## [Problem to work on]
Reproduce the listing below without changes, except that pictures are left out.

## [Available data]
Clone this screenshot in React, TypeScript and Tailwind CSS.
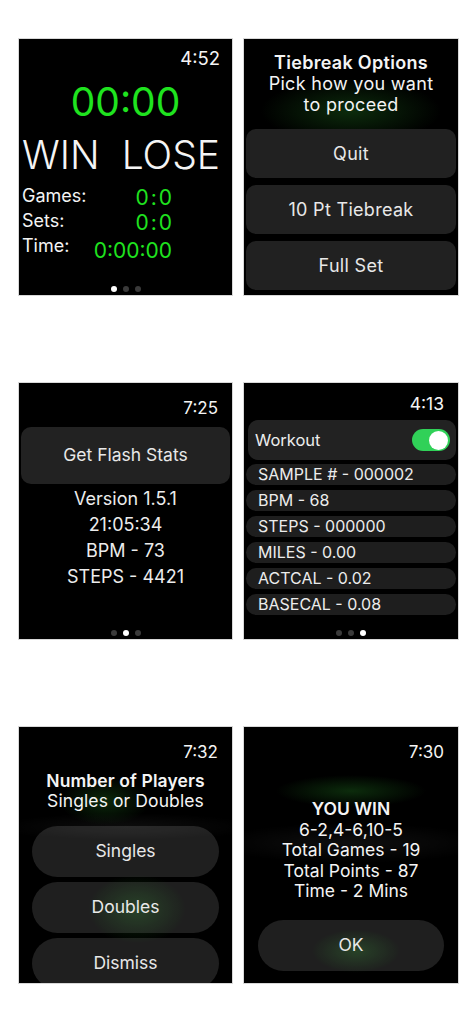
import React from "react";

const GREEN = "text-[#1fe31f]";

function Dots({ active }: { active: number }) {
  return (
    <div className="flex justify-center gap-[6px]">
      {[0, 1, 2].map((i) => (
        <span
          key={i}
          className={
            i === active
              ? "block w-[6px] h-[6px] rounded-full bg-white"
              : "block w-[6px] h-[6px] rounded-full bg-[#3a3a3a]"
          }
        />
      ))}
    </div>
  );
}

function Panel({ children, className = "" }: { children: React.ReactNode; className?: string }) {
  return (
    <div
      className={
        "h-[256px] bg-black overflow-hidden flex flex-col text-[#f4f4f4] ring-1 ring-[#d8d8d8] " + className
      }
    >
      {children}
    </div>
  );
}

function ScorePanel() {
  return (
    <Panel className="pt-[9px] pb-[3px]">
      <div className="text-right pr-[12px] text-[18.5px] leading-[20px]">4:52</div>
      <div className={"mt-[14px] text-center text-[39px] leading-[40px] " + GREEN}>00:00</div>
      <div className="mt-[13px] flex justify-between pl-[3px] pr-[12px] text-[39px] leading-[40px] font-light">
        <span>WIN</span>
        <span>LOSE</span>
      </div>
      <div className="mt-[8px] w-[153px] flex flex-col">
        <div className="h-[25px] flex justify-between items-start pl-[3px]">
          <span className="text-[18px] leading-[25px]">Games:</span>
          <span className={"mt-[2px] text-[21px] leading-[25px] " + GREEN}>
            0<span className="mx-[2px]">:</span>0
          </span>
        </div>
        <div className="h-[25px] flex justify-between items-start pl-[3px]">
          <span className="text-[18px] leading-[25px]">Sets:</span>
          <span className={"mt-[2px] text-[21px] leading-[25px] " + GREEN}>
            0<span className="mx-[2px]">:</span>0
          </span>
        </div>
        <div className="h-[25px] flex justify-between items-start pl-[3px]">
          <span className="text-[18px] leading-[25px]">Time:</span>
          <span className={"mt-[5px] text-[21px] leading-[25px] " + GREEN}>0:00:00</span>
        </div>
      </div>
      <div className="mt-auto">
        <Dots active={0} />
      </div>
    </Panel>
  );
}

function TiebreakPanel() {
  return (
    <Panel className="pt-[13px] px-[2px] bg-[radial-gradient(ellipse_90px_32px_at_107px_72px,rgba(22,80,22,0.55),transparent)]">
      <div className="text-center text-[18px] leading-[21px] tracking-[0.3px]">
        <div className="font-semibold">Tiebreak Options</div>
        <div>
          Pick how you want
          <br />
          to proceed
        </div>
      </div>
      <div className="mt-[14px] flex flex-col gap-[7px]">
        {["Quit", "10 Pt Tiebreak", "Full Set"].map((t) => (
          <div
            key={t}
            className="h-[49px] rounded-[10px] bg-[#212121] flex items-center justify-center text-[18px] tracking-[0.3px] text-[#e8e8e8]"
          >
            {t}
          </div>
        ))}
      </div>
    </Panel>
  );
}

function FlashPanel() {
  return (
    <Panel className="pt-[16px] pb-[3px]">
      <div className="text-right pr-[14px] text-[17px] leading-[18px]">7:25</div>
      <div className="mt-[10px] mx-[2px] h-[57px] rounded-[10px] bg-[#222222] flex items-center justify-center text-[17.5px] text-[#e8e8e8]">
        Get Flash Stats
      </div>
      <div className="mt-[2px] text-center text-[18px] leading-[26px] text-[#ececec]">
        <div>Version 1.5.1</div>
        <div>21:05:34</div>
        <div>BPM - 73</div>
        <div>STEPS - 4421</div>
      </div>
      <div className="mt-auto">
        <Dots active={1} />
      </div>
    </Panel>
  );
}

function WorkoutPanel() {
  const rows = [
    "SAMPLE # - 000002",
    "BPM - 68",
    "STEPS - 000000",
    "MILES - 0.00",
    "ACTCAL - 0.02",
    "BASECAL - 0.08",
  ];
  return (
    <Panel className="pt-[11px] pb-[3px]">
      <div className="text-right pr-[14px] text-[17.5px] leading-[20px]">4:13</div>
      <div className="mt-[6px] ml-[4px] mr-[2px] h-[40px] rounded-[10px] bg-[#222222] flex items-center justify-between pl-[7px] pr-[6px]">
        <span className="text-[16.5px] text-[#ececec]">Workout</span>
        <span className="w-[38px] h-[22px] rounded-full bg-[#30d158] flex items-center justify-end pr-[2px]">
          <span className="block w-[19px] h-[19px] rounded-full bg-white" />
        </span>
      </div>
      <div className="mt-[4px] mx-[2px] flex flex-col gap-[5px]">
        {rows.map((r) => (
          <div
            key={r}
            className="h-[21px] rounded-full bg-[#1e1e1e] pl-[12px] text-[16px] leading-[21px] text-[#ececec]"
          >
            {r}
          </div>
        ))}
      </div>
      <div className="mt-auto">
        <Dots active={2} />
      </div>
    </Panel>
  );
}

function PlayersPanel() {
  return (
    <Panel className="pt-[16px] bg-[radial-gradient(ellipse_45px_24px_at_86px_74px,rgba(22,80,22,0.5),transparent),radial-gradient(ellipse_50px_35px_at_118px_182px,rgba(22,90,22,0.45),transparent),radial-gradient(ellipse_130px_14px_at_107px_100px,rgba(255,255,255,0.05),transparent)]">
      <div className="text-right pr-[14px] text-[17px] leading-[18px]">7:32</div>
      <div className="mt-[10px] text-center text-[17.5px] leading-[20px] tracking-[0.1px]">
        <div className="font-semibold">Number of Players</div>
        <div>Singles or Doubles</div>
      </div>
      <div className="mt-[15px] mx-[13px] flex flex-col gap-[5px]">
        {["Singles", "Doubles", "Dismiss"].map((t) => (
          <div
            key={t}
            className="h-[51px] shrink-0 rounded-full bg-[rgba(255,255,255,0.12)] flex items-center justify-center text-[17.5px] text-[#e8e8e8]"
          >
            {t}
          </div>
        ))}
      </div>
    </Panel>
  );
}

function WinPanel() {
  return (
    <Panel className="pt-[16px] bg-[radial-gradient(ellipse_75px_16px_at_107px_64px,rgba(22,80,22,0.55),transparent),radial-gradient(ellipse_140px_20px_at_107px_116px,rgba(255,255,255,0.06),transparent),radial-gradient(ellipse_45px_22px_at_112px_224px,rgba(22,90,22,0.45),transparent)]">
      <div className="text-right pr-[14px] text-[17px] leading-[18px]">7:30</div>
      <div className="mt-[38px] text-center text-[17.5px] leading-[20.5px]">
        <div className="font-semibold">YOU WIN</div>
        <div>6-2,4-6,10-5</div>
        <div>Total Games - 19</div>
        <div>Total Points - 87</div>
        <div>Time - 2 Mins</div>
      </div>
      <div className="mt-[18px] mx-[14px] h-[51px] shrink-0 rounded-full bg-[rgba(255,255,255,0.12)] flex items-center justify-center text-[17.5px] text-[#e8e8e8]">
        OK
      </div>
    </Panel>
  );
}

export default function App() {
  return (
    <div className="min-h-[1024px] w-[473px] bg-white pl-[19px] pt-[39px] font-[Inter,sans-serif]">
      <div className="grid grid-cols-[213px_214px] gap-x-[12px] gap-y-[88px]">
        <ScorePanel />
        <TiebreakPanel />
        <FlashPanel />
        <WorkoutPanel />
        <PlayersPanel />
        <WinPanel />
      </div>
    </div>
  );
}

## [Exercise output]
Clone this screenshot in React, TypeScript and Tailwind CSS.
import React from "react";

const GREEN = "text-[#1fe31f]";

function Dots({ active }: { active: number }) {
  return (
    <div className="flex justify-center gap-[6px]">
      {[0, 1, 2].map((i) => (
        <span
          key={i}
          className={
            i === active
              ? "block w-[6px] h-[6px] rounded-full bg-white"
              : "block w-[6px] h-[6px] rounded-full bg-[#3a3a3a]"
          }
        />
      ))}
    </div>
  );
}

function Panel({ children, className = "" }: { children: React.ReactNode; className?: string }) {
  return (
    <div
      className={
        "h-[256px] bg-black overflow-hidden flex flex-col text-[#f4f4f4] ring-1 ring-[#d8d8d8] " + className
      }
    >
      {children}
    </div>
  );
}

function ScorePanel() {
  return (
    <Panel className="pt-[9px] pb-[3px]">
      <div className="text-right pr-[12px] text-[18.5px] leading-[20px]">4:52</div>
      <div className={"mt-[14px] text-center text-[39px] leading-[40px] " + GREEN}>00:00</div>
      <div className="mt-[13px] flex justify-between pl-[3px] pr-[12px] text-[39px] leading-[40px] font-light">
        <span>WIN</span>
        <span>LOSE</span>
      </div>
      <div className="mt-[8px] w-[153px] flex flex-col">
        <div className="h-[25px] flex justify-between items-start pl-[3px]">
          <span className="text-[18px] leading-[25px]">Games:</span>
          <span className={"mt-[2px] text-[21px] leading-[25px] " + GREEN}>
            0<span className="mx-[2px]">:</span>0
          </span>
        </div>
        <div className="h-[25px] flex justify-between items-start pl-[3px]">
          <span className="text-[18px] leading-[25px]">Sets:</span>
          <span className={"mt-[2px] text-[21px] leading-[25px] " + GREEN}>
            0<span className="mx-[2px]">:</span>0
          </span>
        </div>
        <div className="h-[25px] flex justify-between items-start pl-[3px]">
          <span className="text-[18px] leading-[25px]">Time:</span>
          <span className={"mt-[5px] text-[21px] leading-[25px] " + GREEN}>0:00:00</span>
        </div>
      </div>
      <div className="mt-auto">
        <Dots active={0} />
      </div>
    </Panel>
  );
}

function TiebreakPanel() {
  return (
    <Panel className="pt-[13px] px-[2px] bg-[radial-gradient(ellipse_90px_32px_at_107px_72px,rgba(22,80,22,0.55),transparent)]">
      <div className="text-center text-[18px] leading-[21px] tracking-[0.3px]">
        <div className="font-semibold">Tiebreak Options</div>
        <div>
          Pick how you want
          <br />
          to proceed
        </div>
      </div>
      <div className="mt-[14px] flex flex-col gap-[7px]">
        {["Quit", "10 Pt Tiebreak", "Full Set"].map((t) => (
          <div
            key={t}
            className="h-[49px] rounded-[10px] bg-[#212121] flex items-center justify-center text-[18px] tracking-[0.3px] text-[#e8e8e8]"
          >
            {t}
          </div>
        ))}
      </div>
    </Panel>
  );
}

function FlashPanel() {
  return (
    <Panel className="pt-[16px] pb-[3px]">
      <div className="text-right pr-[14px] text-[17px] leading-[18px]">7:25</div>
      <div className="mt-[10px] mx-[2px] h-[57px] rounded-[10px] bg-[#222222] flex items-center justify-center text-[17.5px] text-[#e8e8e8]">
        Get Flash Stats
      </div>
      <div className="mt-[2px] text-center text-[18px] leading-[26px] text-[#ececec]">
        <div>Version 1.5.1</div>
        <div>21:05:34</div>
        <div>BPM - 73</div>
        <div>STEPS - 4421</div>
      </div>
      <div className="mt-auto">
        <Dots active={1} />
      </div>
    </Panel>
  );
}

function WorkoutPanel() {
  const rows = [
    "SAMPLE # - 000002",
    "BPM - 68",
    "STEPS - 000000",
    "MILES - 0.00",
    "ACTCAL - 0.02",
    "BASECAL - 0.08",
  ];
  return (
    <Panel className="pt-[11px] pb-[3px]">
      <div className="text-right pr-[14px] text-[17.5px] leading-[20px]">4:13</div>
      <div className="mt-[6px] ml-[4px] mr-[2px] h-[40px] rounded-[10px] bg-[#222222] flex items-center justify-between pl-[7px] pr-[6px]">
        <span className="text-[16.5px] text-[#ececec]">Workout</span>
        <span className="w-[38px] h-[22px] rounded-full bg-[#30d158] flex items-center justify-end pr-[2px]">
          <span className="block w-[19px] h-[19px] rounded-full bg-white" />
        </span>
      </div>
      <div className="mt-[4px] mx-[2px] flex flex-col gap-[5px]">
        {rows.map((r) => (
          <div
            key={r}
            className="h-[21px] rounded-full bg-[#1e1e1e] pl-[12px] text-[16px] leading-[21px] text-[#ececec]"
          >
            {r}
          </div>
        ))}
      </div>
      <div className="mt-auto">
        <Dots active={2} />
      </div>
    </Panel>
  );
}

function PlayersPanel() {
  return (
    <Panel className="pt-[16px] bg-[radial-gradient(ellipse_45px_24px_at_86px_74px,rgba(22,80,22,0.5),transparent),radial-gradient(ellipse_50px_35px_at_118px_182px,rgba(22,90,22,0.45),transparent),radial-gradient(ellipse_130px_14px_at_107px_100px,rgba(255,255,255,0.05),transparent)]">
      <div className="text-right pr-[14px] text-[17px] leading-[18px]">7:32</div>
      <div className="mt-[10px] text-center text-[17.5px] leading-[20px] tracking-[0.1px]">
        <div className="font-semibold">Number of Players</div>
        <div>Singles or Doubles</div>
      </div>
      <div className="mt-[15px] mx-[13px] flex flex-col gap-[5px]">
        {["Singles", "Doubles", "Dismiss"].map((t) => (
          <div
            key={t}
            className="h-[51px] shrink-0 rounded-full bg-[rgba(255,255,255,0.12)] flex items-center justify-center text-[17.5px] text-[#e8e8e8]"
          >
            {t}
          </div>
        ))}
      </div>
    </Panel>
  );
}

function WinPanel() {
  return (
    <Panel className="pt-[16px] bg-[radial-gradient(ellipse_75px_16px_at_107px_64px,rgba(22,80,22,0.55),transparent),radial-gradient(ellipse_140px_20px_at_107px_116px,rgba(255,255,255,0.06),transparent),radial-gradient(ellipse_45px_22px_at_112px_224px,rgba(22,90,22,0.45),transparent)]">
      <div className="text-right pr-[14px] text-[17px] leading-[18px]">7:30</div>
      <div className="mt-[38px] text-center text-[17.5px] leading-[20.5px]">
        <div className="font-semibold">YOU WIN</div>
        <div>6-2,4-6,10-5</div>
        <div>Total Games - 19</div>
        <div>Total Points - 87</div>
        <div>Time - 2 Mins</div>
      </div>
      <div className="mt-[18px] mx-[14px] h-[51px] shrink-0 rounded-full bg-[rgba(255,255,255,0.12)] flex items-center justify-center text-[17.5px] text-[#e8e8e8]">
        OK
      </div>
    </Panel>
  );
}

export default function App() {
  return (
    <div className="min-h-[1024px] w-[473px] bg-white pl-[19px] pt-[39px] font-[Inter,sans-serif]">
      <div className="grid grid-cols-[213px_214px] gap-x-[12px] gap-y-[88px]">
        <ScorePanel />
        <TiebreakPanel />
        <FlashPanel />
        <WorkoutPanel />
        <PlayersPanel />
        <WinPanel />
      </div>
    </div>
  );
}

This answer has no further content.